К примеру, мне вдруг вспомнился один случай, произошедший со мной в колледже: я откупоривал бочонок со скульптурным пластилином, подаренный некой студией на севере моему другу-инвалиду, скульптору, и в толще жирной массы нашел фриз с фигурами образца тех, что были созданы Сент-Годенсом для мемориала в парке Бостон-Коммон в память о полковнике Роберте Гулде Шоу и его 54-м Массачусетском негритянском полке. Трудно объяснить, с какой стати эта история пришла мне на ум: вероятно, с целью напомнить, что раз уж я пишу роман и хоть сколько-то интересуюсь примерами единения черных и белых, то не стоит забывать о брате Генри Джеймса, Уилки, воевавшем в чине офицера бок о бок с неграми 54-го Массачусетского, и о том самом полковнике Шоу, чье тело было предано земле вместе с телами его подчиненных. А еще эта история призвана была напомнить мне, что на поверхностный взгляд война есть проявление насилия, но при посредстве искусства она подчас предстает чем-то более значимым и глубоким.

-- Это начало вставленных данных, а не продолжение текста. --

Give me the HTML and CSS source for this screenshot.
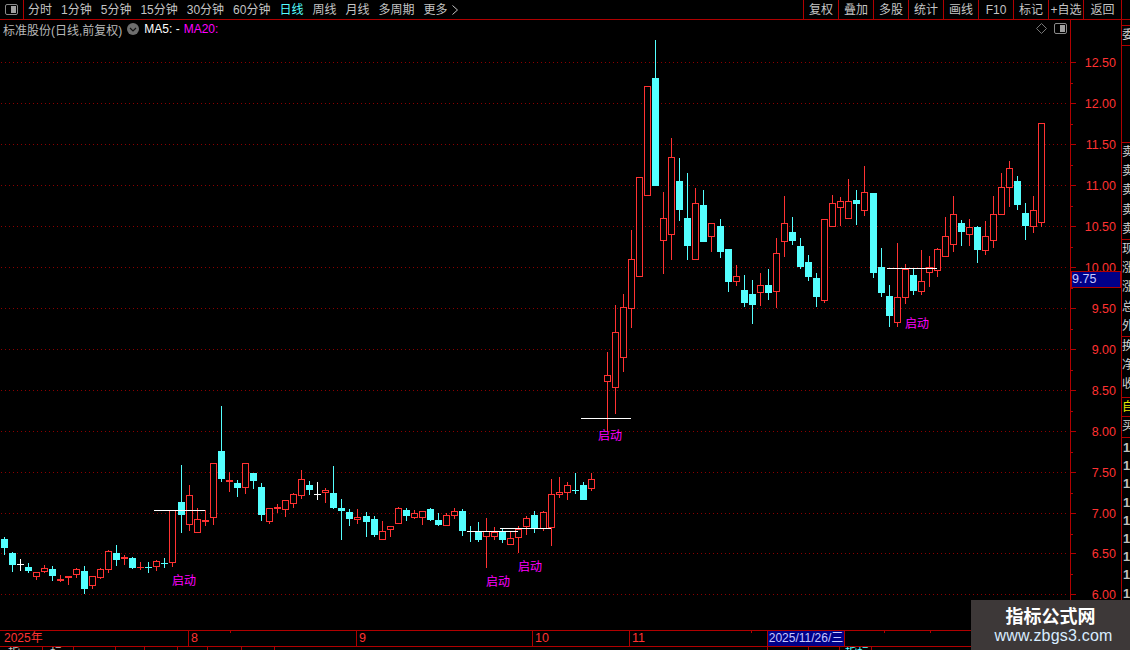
FILE: index.html
```html
<!DOCTYPE html>
<html lang="zh">
<head>
<meta charset="utf-8">
<title>标准股份 日线</title>
<link rel="stylesheet" href="styles.css">
</head>
<body>
<div class="app">
  <header class="topbar">
    <div class="toggle-cell"><span class="toggle-icon"><i></i></span></div>
    <nav class="periods">
      <span>分时</span><span>1分钟</span><span>5分钟</span><span>15分钟</span><span>30分钟</span><span>60分钟</span>
      <span class="active">日线</span><span>周线</span><span>月线</span><span>多周期</span>
      <span class="more">更多<svg viewBox="0 0 6 10" width="6" height="10"><path d="M.5.5l5 4.5-5 4.5" fill="none" stroke="#c4c4c4"/></svg></span>
    </nav>
    <nav class="tools">
      <span>复权</span><span>叠加</span><span>多股</span><span>统计</span><span>画线</span><span>F10</span><span>标记</span><span>+自选</span><span class="last">返回</span>
    </nav>
  </header>
  <main class="body">
    <section class="plot">
      <div class="legend">
        <span class="name">标准股份(日线,前复权)</span>
        <span class="chev"><svg viewBox="0 0 12 12" width="12" height="12"><circle cx="6" cy="6" r="6" fill="#6e6e6e"/><path d="M3 5l3 3 3-3" fill="none" stroke="#111" stroke-width="1.2"/></svg></span>
        <span class="ma5">MA5: -</span>
        <span class="ma20">MA20:</span>
      </div>
      <div class="plot-icons">
        <svg viewBox="0 0 11 11" width="11" height="11"><path d="M5.5.5l5 5-5 5-5-5z" fill="none" stroke="#777"/></svg>
        <span class="toggle-icon"><i></i></span>
      </div>
      <svg id="chart" class="chart" width="1070" height="610" viewBox="0 20 1070 610"></svg>
    </section>
    <section class="axis">
      <svg id="axis" width="51" height="610" viewBox="1070 20 51 610"></svg>
      <div class="cross-tag">9.75</div>
    </section>
    <aside class="side">
      <div class="cell c1"><span>委</span></div>
      <div class="cell c2"><span>卖</span><span>卖</span><span>卖</span><span>卖</span><span>卖</span></div>
      <div class="cell c3"><span>现</span><span>涨</span><span>涨</span><span>总</span><span>外</span></div>
      <div class="cell c4"><span>换</span><span>净</span><span>收</span></div>
      <div class="cell c5"><span>自</span></div>
      <div class="cell c6"><span>买</span></div>
      <div class="nums"><span>1</span><span>1</span><span>1</span><span>1</span><span>1</span><span>1</span><span>1</span><span>1</span><span>1</span></div>
    </aside>
  </main>
  <footer class="dates">
    <div class="date-row" id="dateRow">
      <span class="d d-year">2025年</span>
      <span class="d d-8">8</span>
      <span class="d d-9">9</span>
      <span class="d d-10">10</span>
      <span class="d d-11">11</span>
      <span class="d-cross">2025/11/26/三</span>
    </div>
    <div class="below" id="below"><span class="b1">指</span><span class="b2">标</span><span class="b3">指标</span></div>
  </footer>
  <div class="watermark">
    <strong>指标公式网</strong>
    <span>www.zbgs3.com</span>
  </div>
</div>
<script src="app.js"></script>
</body>
</html>
```

FILE: styles.css
```css
* { box-sizing: border-box; }
html, body { margin: 0; height: 100%; background: #000; overflow: hidden; }
body { font: 12px "Liberation Sans", "Noto Sans CJK SC", sans-serif; color: #c4c4c4; }
.app { position: relative; width: 1130px; height: 650px; display: flex; flex-direction: column; }

.topbar { height: 20px; flex: none; display: flex; border-bottom: 1px solid #b00000; line-height: 20px; }
.toggle-cell { width: 24px; border-right: 1px solid #b00000; display: flex; align-items: center; justify-content: center; }
.toggle-icon { width: 13px; height: 11px; border: 1px solid #8a8a8a; border-radius: 2px; display: flex; justify-content: flex-end; padding: 1px; }
.toggle-icon i { width: 5px; background: #a0a0a0; }
.periods { display: flex; margin-left: 4px; gap: 9px; }
.periods span { white-space: nowrap; }
.periods .active { color: #54ffff; }
.more { display: flex; align-items: center; gap: 4px; }
.tools { margin-left: auto; display: flex; margin-right: 8px; border-left: 1px solid #b00000; }
.tools span { width: 35px; text-align: center; border-right: 1px solid #b00000; white-space: nowrap; }
.tools .last { width: 38px; }

.body { flex: none; height: 610px; display: flex; }
.plot { position: relative; width: 1070px; flex: none; }
.chart { display: block; }
.chart text { font: 12px "Noto Sans CJK SC", sans-serif; fill: #ff00ff; text-anchor: middle; }
.legend { position: absolute; left: 3px; top: 1px; display: flex; align-items: center; gap: 5px; height: 16px; white-space: nowrap; z-index: 1; }
.name { color: #b8b8b8; }
.chev { display: flex; }
.ma5 { color: #fff; }
.ma20 { color: #ff00ff; margin-left: -1px; }
.plot-icons { position: absolute; right: 3px; top: 3px; display: flex; align-items: center; gap: 7px; z-index: 1; }

.axis { position: relative; width: 52px; flex: none; border-left: 1px solid #b00000; border-right: 1px solid #b00000; }
.axis svg { display: block; margin-left: -1px; }
.axis text { font: 12.5px "Liberation Sans", sans-serif; fill: #ff3232; text-anchor: end; }
.cross-tag { position: absolute; left: 0; right: 0; top: 251px; height: 17px; background: #000088; border: 1px solid #b00000; color: #c8c8ff; line-height: 15px; font-size: 12.5px; padding-left: 0; }

.side { flex: 1; overflow: hidden; display: flex; flex-direction: column; color: #d0d0d0; font-size: 12px; line-height: 19.2px; }
.cell { display: flex; flex-direction: column; overflow: hidden; border-bottom: 1px solid #b00000; flex: none; }
.c1 { margin-top: 5px; height: 21px; border-top: 1px solid #b00000; }
.c2 { margin-top: 96px; height: 98px; border-top: 1px solid #b00000; }
.c3 { height: 97px; }
.c4 { height: 61px; }
.c5 { height: 19px; color: #e8e800; }
.c6 { height: 21px; }
.nums { display: flex; flex-direction: column; font: 700 13px/18.2px "Liberation Sans", sans-serif; color: #c0c0c0; padding: 1px 0 0 1px; }

.dates { flex: none; height: 20px; border-top: 1px solid #b00000; color: #ff3232; overflow: hidden; }
.date-row { position: relative; height: 16px; border-bottom: 1px solid #b00000; line-height: 15px; font-size: 12.5px; }
.d { position: absolute; top: 0; height: 15px; padding-left: 2px; border-left: 1px solid #b00000; }
.d-year { left: 2px; border: 0; font-size: 12px; }
.d-8 { left: 188px; }
.d-9 { left: 356px; }
.d-10 { left: 532px; }
.d-11 { left: 629px; }
.d-cross { position: absolute; left: 767px; top: 0; width: 78px; height: 15px; background: #000088; border: 1px solid #b00000; border-width: 0 1px; color: #c8c8ff; font-size: 12px; line-height: 15px; text-align: center; white-space: nowrap; }
.tick-up { position: absolute; top: 0; width: 1px; height: 2px; background: #b00000; }
.below { position: relative; height: 3px; overflow: hidden; font-size: 12px; line-height: 12px; color: #c4c4c4; }
.below span { position: absolute; top: 0; }
.below .tick-down { top: 0; width: 1px; height: 3px; background: #b00000; }
.b1 { left: 8px; }
.b2 { left: 50px; }
.b3 { left: 845px; color: #54ffff; }

.watermark { position: absolute; left: 971px; top: 600px; width: 159px; height: 50px; background: #3d3838; display: flex; flex-direction: column; align-items: center; color: #fff; padding-top: 4px; }
.watermark strong { font: 700 18px/22px "Noto Sans CJK SC", sans-serif; }
.watermark span { font: 16px/20px "Liberation Sans", sans-serif; color: #d8ecff; letter-spacing: .2px; margin-left: 6px; }
```

FILE: app.js
```js
var C = 'c', R = 'r', W = 'w';
// colour, x, wick top, body top, body bottom, wick bottom
var candles = [
[C,4,537,539,548,555],[C,12,552,553,565,572],[W,20,559,564,565,571],[C,28,563,567,571,573],
[R,36,572,572,577,580],[R,44,565,568,572,573],[C,52,566,569,576,581],[R,60,575,579,581,582,1],
[R,68,576,576,578,585,1],[R,76,568,569,575,578],[C,84,566,571,589,594],[R,92,576,576,586,589],
[R,100,568,569,578,579],[R,108,550,551,570,573],[C,116,545,553,560,566],[R,124,555,557,559,565,1],
[C,132,557,558,568,569],[R,140,562,567,568,570,1],[C,148,562,567,568,573],[R,156,560,561,567,571],
[C,164,558,563,564,568],[R,172,510,510,563,567],[C,181,465,502,515,533],[R,189,485,495,525,531],
[R,197,508,519,533,533],[R,205,510,520,522,526,1],[R,213,463,463,518,525],[C,221,406,451,479,482],
[R,229,472,480,482,492,1],[C,237,480,483,488,497],[R,245,463,463,488,494],[C,253,473,473,481,489],
[C,261,483,487,515,521],[R,269,508,508,522,524],[R,277,504,507,509,513,1],[R,285,500,500,510,517],
[R,293,493,494,504,508],[R,301,470,479,496,499],[C,309,481,485,490,495],[W,317,482,494,495,500],
[R,325,488,490,493,503],[C,333,466,493,508,509],[C,341,499,508,511,540],[C,349,509,512,519,526],
[R,357,509,517,520,524],[C,366,512,516,522,537],[C,374,516,519,535,537],[R,382,521,531,540,540],
[R,390,526,526,530,537],[R,398,507,508,524,524],[C,406,508,510,516,521],[R,414,510,513,518,519],
[R,422,511,511,518,525],[C,430,508,509,520,521],[C,438,513,520,525,526],[R,446,513,515,526,526],
[R,454,508,511,516,519],[C,462,509,511,531,536],[C,470,526,531,532,542],[C,478,522,531,540,542],
[R,486,518,531,537,568],[R,494,527,532,537,540],[C,502,528,532,540,543],[R,510,531,538,545,545],
[R,518,526,529,538,553],[R,526,516,518,527,535],[C,534,511,515,528,533],[R,543,511,512,529,531],
[R,551,479,494,528,546],[R,559,477,492,495,498],[R,567,482,485,493,500],[C,575,473,490,491,494],
[C,583,482,485,500,500],[R,591,473,479,489,491],
[R,607,352,375,382,431],[R,615,305,332,388,414],[R,623,294,307,358,372],[R,631,230,259,309,328],
[R,639,177,177,277,277],[R,647,86,86,196,196],[C,655,40,78,186,186],[R,663,192,218,241,274],
[R,671,138,157,235,260],[C,679,158,181,210,221],[C,687,173,218,246,260],[R,695,188,203,260,260],
[C,703,190,205,242,242],[R,711,223,223,237,252],[C,720,219,226,252,258],[C,728,249,249,282,292],
[R,736,265,276,282,286],[C,744,275,290,303,307],[C,752,280,294,305,324],[R,760,273,285,293,306],
[C,768,269,285,293,300],[R,776,238,253,292,308],[R,784,196,223,242,257],[C,792,217,232,241,245],
[C,800,238,246,267,269],[C,808,255,262,277,281],[C,816,273,278,297,307],[R,824,219,219,301,303],
[R,832,195,203,227,227],[R,840,197,201,208,226],[R,848,179,201,219,219],[C,856,190,200,204,225],
[R,864,166,192,211,216],[C,873,193,193,273,278],[C,881,248,267,293,297],[C,889,285,296,316,327],
[R,897,243,297,323,327],[R,905,264,269,298,304],[C,913,269,275,291,295],[R,921,250,281,292,295],
[R,929,256,267,273,287],[R,937,248,249,271,277],[R,945,217,236,257,257],[R,953,196,214,245,252],
[C,961,220,223,232,246],[R,969,219,227,235,246],[C,977,226,227,250,263],[R,985,221,236,251,255],
[R,993,196,214,241,248],[R,1001,173,187,215,215],[R,1009,161,168,188,207],[C,1017,176,181,205,210],
[C,1025,203,213,226,240],[R,1033,196,210,227,233],[R,1041,123,123,223,227]
];
var COLORS = { c: '#54ffff', r: '#ff3232', w: '#ffffff' };
var whiteLines = [[581,631,418],[154,205,510],[467,518,531],[500,551,528],[887,937,268]];
var labels = [[184,585],[498,586],[530,571],[610,440],[917,328]];
var gridY = [62,103,144,185,226,267,308,349,390,431,472,513,553,594];
var prices = ['12.50','12.00','11.50','11.00','10.50','10.00','9.50','9.00','8.50','8.00','7.50','7.00','6.50','6.00'];
var ticksUp = [230,751,884,930];
var ticksDown = [42,73,115,144,177,207,241,274,767,808,839,871];

var NS = 'http://www.w3.org/2000/svg';
function el(parent, name, attrs, text) {
  var n = document.createElementNS(NS, name);
  for (var k in attrs) n.setAttribute(k, attrs[k]);
  if (text) n.textContent = text;
  parent.appendChild(n);
  return n;
}
function tick(parent, cls, x) {
  var s = document.createElement('span');
  s.className = cls;
  s.style.left = x + 'px';
  parent.appendChild(s);
}
var chart = document.getElementById('chart');
var axis = document.getElementById('axis');

gridY.forEach(function (y) {
  el(chart, 'line', { x1: 1, x2: 1066, y1: y + .5, y2: y + .5, stroke: '#8c0000', 'stroke-dasharray': '1 3', 'shape-rendering': 'crispEdges' });
});
candles.forEach(function (c) {
  var col = COLORS[c[0]], x = c[1], solid = c[6];
  el(chart, 'rect', { x: x, y: c[2], width: 1, height: c[5] - c[2], fill: col, 'shape-rendering': 'crispEdges' });
  var h = c[4] - c[3];
  if (c[0] === 'c' && h > 1 || solid) {
    el(chart, 'rect', { x: x - 3, y: c[3], width: 7, height: h, fill: col, 'shape-rendering': 'crispEdges' });
  } else if (h <= 1) {
    el(chart, 'rect', { x: x - 3, y: c[3], width: 7, height: 1, fill: col, 'shape-rendering': 'crispEdges' });
  } else {
    el(chart, 'rect', { x: x - 2.5, y: c[3] + .5, width: 6, height: h - 1, fill: '#000', stroke: col, 'shape-rendering': 'crispEdges' });
  }
});
whiteLines.forEach(function (l) {
  el(chart, 'rect', { x: l[0], y: l[2], width: l[1] - l[0], height: 1, fill: '#fff' });
});
labels.forEach(function (l) { el(chart, 'text', { x: l[0], y: l[1] }, '启动'); });

gridY.forEach(function (y, i) {
  el(axis, 'rect', { x: 1070, y: y, width: 6, height: 1, fill: '#b00000' });
  el(axis, 'rect', { x: 1070, y: y + 21, width: 3, height: 1, fill: '#b00000' });
  el(axis, 'text', { x: 1116, y: y + 5 }, prices[i]);
});
ticksUp.forEach(function (x) { tick(document.getElementById('dateRow'), 'tick-up', x); });
ticksDown.forEach(function (x) { tick(document.getElementById('below'), 'tick-down', x); });
```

По крайней мере, голос, говоривший от имени невидимости, как теперь оказалось, пробивался из самых низов американского сложноорганизованного андеграунда. Ну разве не безумно логично, что в конце концов я разыскал обладателя голоса – боже, такого балагура – в заброшенном подполье. Разумеется, все происходило гораздо более хаотично, чем это звучит в моем изложении, но по сути – внешне-внутренне, субъективно-объективно – таков процесс создания романа, его пестрой витрины и сюрреальной сердцевины.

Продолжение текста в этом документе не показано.